Knife Fight plays in the grey area of morality and Guttentag and Lahane's script is always oscillating between the good and bad but always with the idea that sometimes, you have to do bad to get at the ultimate good, something which is spelled out in black and white in a particularly great scene between Paul and Kerstin in which he explains why he does what he does.

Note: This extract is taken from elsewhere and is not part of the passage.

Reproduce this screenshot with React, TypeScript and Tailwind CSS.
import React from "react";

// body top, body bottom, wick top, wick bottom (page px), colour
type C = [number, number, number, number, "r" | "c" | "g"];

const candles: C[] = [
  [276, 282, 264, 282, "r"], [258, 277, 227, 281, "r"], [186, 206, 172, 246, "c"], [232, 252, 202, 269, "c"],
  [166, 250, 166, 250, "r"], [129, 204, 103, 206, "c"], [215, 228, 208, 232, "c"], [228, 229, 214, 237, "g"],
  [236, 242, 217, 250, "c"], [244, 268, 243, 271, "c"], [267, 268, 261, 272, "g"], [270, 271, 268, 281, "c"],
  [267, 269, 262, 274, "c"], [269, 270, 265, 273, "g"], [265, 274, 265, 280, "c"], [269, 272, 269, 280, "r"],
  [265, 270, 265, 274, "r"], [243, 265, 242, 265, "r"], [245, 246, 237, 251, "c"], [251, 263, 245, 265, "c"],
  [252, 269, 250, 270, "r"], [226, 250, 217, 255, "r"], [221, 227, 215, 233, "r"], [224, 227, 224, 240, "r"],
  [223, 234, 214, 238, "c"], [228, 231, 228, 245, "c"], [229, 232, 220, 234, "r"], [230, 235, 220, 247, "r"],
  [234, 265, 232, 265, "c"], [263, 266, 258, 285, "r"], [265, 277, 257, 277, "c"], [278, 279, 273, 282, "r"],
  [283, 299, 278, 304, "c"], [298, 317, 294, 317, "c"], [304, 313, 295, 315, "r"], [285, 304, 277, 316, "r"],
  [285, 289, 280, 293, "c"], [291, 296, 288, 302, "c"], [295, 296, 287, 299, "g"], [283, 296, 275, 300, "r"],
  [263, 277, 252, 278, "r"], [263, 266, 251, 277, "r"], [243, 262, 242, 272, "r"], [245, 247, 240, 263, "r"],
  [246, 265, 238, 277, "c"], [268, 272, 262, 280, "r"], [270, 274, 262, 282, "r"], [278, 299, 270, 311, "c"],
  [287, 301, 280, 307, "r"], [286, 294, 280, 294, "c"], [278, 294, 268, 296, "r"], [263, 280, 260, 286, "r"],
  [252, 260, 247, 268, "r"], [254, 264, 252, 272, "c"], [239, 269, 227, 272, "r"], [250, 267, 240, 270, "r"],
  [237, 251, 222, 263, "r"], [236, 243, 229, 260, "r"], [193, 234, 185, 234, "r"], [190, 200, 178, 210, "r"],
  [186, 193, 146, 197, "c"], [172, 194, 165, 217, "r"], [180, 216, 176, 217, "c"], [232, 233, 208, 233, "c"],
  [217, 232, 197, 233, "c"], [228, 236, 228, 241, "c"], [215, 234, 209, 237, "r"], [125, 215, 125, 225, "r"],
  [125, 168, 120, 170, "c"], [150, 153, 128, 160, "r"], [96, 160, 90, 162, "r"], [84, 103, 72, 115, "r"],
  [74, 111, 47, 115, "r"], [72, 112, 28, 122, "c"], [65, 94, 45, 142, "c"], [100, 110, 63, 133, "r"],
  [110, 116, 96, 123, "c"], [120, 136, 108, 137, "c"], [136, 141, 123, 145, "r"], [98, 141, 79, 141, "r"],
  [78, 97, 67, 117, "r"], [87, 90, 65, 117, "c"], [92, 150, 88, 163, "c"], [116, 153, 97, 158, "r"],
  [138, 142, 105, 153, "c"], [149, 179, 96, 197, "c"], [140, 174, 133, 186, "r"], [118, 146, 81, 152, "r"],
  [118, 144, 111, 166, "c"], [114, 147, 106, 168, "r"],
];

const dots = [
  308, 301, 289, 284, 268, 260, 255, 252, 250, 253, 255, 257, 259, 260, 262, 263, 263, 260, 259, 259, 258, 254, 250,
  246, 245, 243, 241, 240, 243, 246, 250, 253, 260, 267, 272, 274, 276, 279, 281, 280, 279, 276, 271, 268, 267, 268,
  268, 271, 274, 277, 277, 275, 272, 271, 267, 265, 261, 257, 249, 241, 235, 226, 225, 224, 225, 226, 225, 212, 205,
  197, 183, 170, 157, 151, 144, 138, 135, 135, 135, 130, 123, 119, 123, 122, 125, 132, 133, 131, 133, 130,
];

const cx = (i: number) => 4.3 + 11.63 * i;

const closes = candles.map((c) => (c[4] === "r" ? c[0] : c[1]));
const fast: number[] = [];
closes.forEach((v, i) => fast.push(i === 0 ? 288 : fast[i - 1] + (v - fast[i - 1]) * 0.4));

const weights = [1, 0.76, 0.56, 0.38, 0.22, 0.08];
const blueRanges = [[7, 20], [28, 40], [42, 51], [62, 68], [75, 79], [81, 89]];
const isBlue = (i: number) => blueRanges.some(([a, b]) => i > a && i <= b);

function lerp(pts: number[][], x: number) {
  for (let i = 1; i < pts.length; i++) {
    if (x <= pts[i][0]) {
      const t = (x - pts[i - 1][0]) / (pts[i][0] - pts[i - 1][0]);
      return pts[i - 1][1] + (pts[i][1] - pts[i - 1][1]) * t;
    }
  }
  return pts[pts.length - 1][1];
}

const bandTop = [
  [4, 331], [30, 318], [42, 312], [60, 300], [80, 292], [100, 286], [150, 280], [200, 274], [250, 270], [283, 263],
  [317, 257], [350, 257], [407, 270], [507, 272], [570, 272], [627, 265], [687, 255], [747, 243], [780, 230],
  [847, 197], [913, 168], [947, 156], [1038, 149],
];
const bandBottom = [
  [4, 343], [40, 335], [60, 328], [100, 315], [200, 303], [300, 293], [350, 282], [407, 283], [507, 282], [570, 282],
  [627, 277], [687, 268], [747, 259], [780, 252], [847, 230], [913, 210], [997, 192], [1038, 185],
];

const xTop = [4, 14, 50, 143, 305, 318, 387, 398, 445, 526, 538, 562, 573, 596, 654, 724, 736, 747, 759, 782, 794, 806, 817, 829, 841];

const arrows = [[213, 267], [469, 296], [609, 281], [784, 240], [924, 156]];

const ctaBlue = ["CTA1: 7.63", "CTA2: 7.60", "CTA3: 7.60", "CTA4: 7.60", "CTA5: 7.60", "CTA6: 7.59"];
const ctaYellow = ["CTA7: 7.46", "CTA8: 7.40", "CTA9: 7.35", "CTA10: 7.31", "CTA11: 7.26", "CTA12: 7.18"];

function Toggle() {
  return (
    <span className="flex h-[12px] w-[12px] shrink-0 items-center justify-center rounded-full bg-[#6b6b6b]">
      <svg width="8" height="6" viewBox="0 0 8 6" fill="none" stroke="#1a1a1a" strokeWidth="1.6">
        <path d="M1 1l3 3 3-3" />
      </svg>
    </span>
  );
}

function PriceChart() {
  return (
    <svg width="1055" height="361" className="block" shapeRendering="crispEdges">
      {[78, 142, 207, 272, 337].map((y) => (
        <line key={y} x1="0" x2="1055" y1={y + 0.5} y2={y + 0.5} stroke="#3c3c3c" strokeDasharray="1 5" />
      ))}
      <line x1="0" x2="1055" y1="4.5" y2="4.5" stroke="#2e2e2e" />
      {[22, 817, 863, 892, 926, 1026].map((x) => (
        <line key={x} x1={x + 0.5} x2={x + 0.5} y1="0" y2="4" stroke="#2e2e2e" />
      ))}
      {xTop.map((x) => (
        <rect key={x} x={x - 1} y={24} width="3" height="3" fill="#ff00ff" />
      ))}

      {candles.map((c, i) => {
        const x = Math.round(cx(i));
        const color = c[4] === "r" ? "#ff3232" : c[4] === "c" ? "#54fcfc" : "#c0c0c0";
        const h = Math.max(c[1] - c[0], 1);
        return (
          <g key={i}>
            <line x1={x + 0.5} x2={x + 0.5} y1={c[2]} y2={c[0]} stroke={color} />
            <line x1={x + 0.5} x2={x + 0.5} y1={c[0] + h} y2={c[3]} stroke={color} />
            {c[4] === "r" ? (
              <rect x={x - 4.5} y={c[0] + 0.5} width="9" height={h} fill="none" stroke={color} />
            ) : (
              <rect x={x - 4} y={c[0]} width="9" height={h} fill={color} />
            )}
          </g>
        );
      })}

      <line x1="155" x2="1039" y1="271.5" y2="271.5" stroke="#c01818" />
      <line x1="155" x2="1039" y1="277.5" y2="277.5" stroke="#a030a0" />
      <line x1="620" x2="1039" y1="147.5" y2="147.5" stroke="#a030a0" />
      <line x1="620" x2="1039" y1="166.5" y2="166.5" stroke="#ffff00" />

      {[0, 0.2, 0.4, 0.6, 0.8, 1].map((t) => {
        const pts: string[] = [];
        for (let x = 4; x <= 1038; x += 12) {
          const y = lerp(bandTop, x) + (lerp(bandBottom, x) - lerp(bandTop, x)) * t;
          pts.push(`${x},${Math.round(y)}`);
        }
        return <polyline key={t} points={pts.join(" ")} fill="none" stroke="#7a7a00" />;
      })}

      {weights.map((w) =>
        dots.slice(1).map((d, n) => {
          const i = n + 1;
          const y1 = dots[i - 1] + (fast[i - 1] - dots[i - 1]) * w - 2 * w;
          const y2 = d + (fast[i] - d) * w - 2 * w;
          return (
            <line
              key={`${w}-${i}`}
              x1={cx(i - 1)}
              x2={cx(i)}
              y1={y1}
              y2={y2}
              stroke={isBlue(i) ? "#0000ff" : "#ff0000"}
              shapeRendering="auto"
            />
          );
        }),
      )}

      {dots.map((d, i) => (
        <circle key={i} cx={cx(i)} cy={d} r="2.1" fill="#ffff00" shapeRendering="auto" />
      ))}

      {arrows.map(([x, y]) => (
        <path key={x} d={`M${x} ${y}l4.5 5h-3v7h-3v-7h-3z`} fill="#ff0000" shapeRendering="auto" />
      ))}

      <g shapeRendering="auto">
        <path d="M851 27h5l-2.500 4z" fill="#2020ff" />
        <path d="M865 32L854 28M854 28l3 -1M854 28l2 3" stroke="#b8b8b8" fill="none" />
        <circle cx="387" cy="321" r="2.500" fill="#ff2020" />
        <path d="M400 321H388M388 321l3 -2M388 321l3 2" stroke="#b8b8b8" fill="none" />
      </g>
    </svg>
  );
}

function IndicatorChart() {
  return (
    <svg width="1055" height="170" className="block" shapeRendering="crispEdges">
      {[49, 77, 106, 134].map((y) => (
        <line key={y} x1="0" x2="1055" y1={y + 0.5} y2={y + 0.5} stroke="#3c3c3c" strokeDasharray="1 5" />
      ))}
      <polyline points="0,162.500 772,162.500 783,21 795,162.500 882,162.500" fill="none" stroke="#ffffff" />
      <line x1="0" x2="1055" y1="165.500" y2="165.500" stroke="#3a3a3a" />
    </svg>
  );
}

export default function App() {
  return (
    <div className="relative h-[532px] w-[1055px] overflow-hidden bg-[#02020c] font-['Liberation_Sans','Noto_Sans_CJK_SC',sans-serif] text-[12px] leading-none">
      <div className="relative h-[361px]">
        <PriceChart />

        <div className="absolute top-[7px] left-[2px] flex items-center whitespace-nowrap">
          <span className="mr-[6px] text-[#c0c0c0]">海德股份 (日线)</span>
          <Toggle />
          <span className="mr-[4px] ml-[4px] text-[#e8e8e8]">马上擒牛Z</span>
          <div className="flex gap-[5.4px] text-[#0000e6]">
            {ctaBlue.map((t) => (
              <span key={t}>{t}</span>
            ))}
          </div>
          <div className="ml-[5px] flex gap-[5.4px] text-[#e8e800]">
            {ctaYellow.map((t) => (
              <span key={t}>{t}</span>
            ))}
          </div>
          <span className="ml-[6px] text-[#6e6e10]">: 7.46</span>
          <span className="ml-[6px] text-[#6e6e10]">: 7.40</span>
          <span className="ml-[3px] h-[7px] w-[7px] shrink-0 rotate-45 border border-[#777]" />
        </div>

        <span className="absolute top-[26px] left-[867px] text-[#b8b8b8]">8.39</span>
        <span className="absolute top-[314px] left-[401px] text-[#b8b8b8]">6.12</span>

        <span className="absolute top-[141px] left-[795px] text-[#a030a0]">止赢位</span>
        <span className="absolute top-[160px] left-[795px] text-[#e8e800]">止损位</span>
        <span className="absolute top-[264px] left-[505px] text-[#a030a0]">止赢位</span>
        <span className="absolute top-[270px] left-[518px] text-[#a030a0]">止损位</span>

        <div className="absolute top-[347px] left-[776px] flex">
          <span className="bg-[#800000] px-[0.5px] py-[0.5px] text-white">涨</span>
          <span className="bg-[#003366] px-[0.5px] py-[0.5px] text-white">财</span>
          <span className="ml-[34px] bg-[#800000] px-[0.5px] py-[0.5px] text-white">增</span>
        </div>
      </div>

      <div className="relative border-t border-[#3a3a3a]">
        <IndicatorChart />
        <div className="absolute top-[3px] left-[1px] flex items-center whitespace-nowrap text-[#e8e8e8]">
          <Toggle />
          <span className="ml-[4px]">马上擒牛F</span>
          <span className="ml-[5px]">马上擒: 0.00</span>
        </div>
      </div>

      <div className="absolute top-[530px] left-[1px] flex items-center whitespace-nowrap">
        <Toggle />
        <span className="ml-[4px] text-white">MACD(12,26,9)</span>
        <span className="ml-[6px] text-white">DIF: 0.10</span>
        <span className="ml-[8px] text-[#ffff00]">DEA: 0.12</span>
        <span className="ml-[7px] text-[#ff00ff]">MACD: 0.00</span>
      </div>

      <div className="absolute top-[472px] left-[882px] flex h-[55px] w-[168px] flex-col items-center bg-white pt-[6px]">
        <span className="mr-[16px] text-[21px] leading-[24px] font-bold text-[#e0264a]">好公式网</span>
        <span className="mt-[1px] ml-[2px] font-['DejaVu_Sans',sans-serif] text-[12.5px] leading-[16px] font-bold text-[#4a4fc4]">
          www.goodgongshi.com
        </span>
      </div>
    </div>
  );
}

In what is easily his best role in years, Rob Lowe breathes humanity into Paul, the man with an answer and strategy for every problem while Jamie Chung as Kerstin is the perfect in for the audience: a relative new comer to the business who is learning the ropes alongside the audience. The good performances aren't limited to the central cast and everyone here, from Eric McCormack as the dislikeable Texas Governor to Richard Schiff as Dimitri, Paul's go to guy for digging up dirt, deliver great performances that themselves play in the muddles waters of right and wrong.
Not only is Knife Fight hilarious, it's also a sobering look at politics from the people who really run the show, the manipulators who build personas and sell politicians to the masses. It's a story which explores the idea that sometimes, the best man or woman for the job isn't necessarily the best person and that good intentions are sometimes marred by stupid decisions. It's no Wag the Dog but Knife Fight does a fantastic job of pulling back the curtain on how the game of politics is played and it does so with in a hugely entertaining fashion.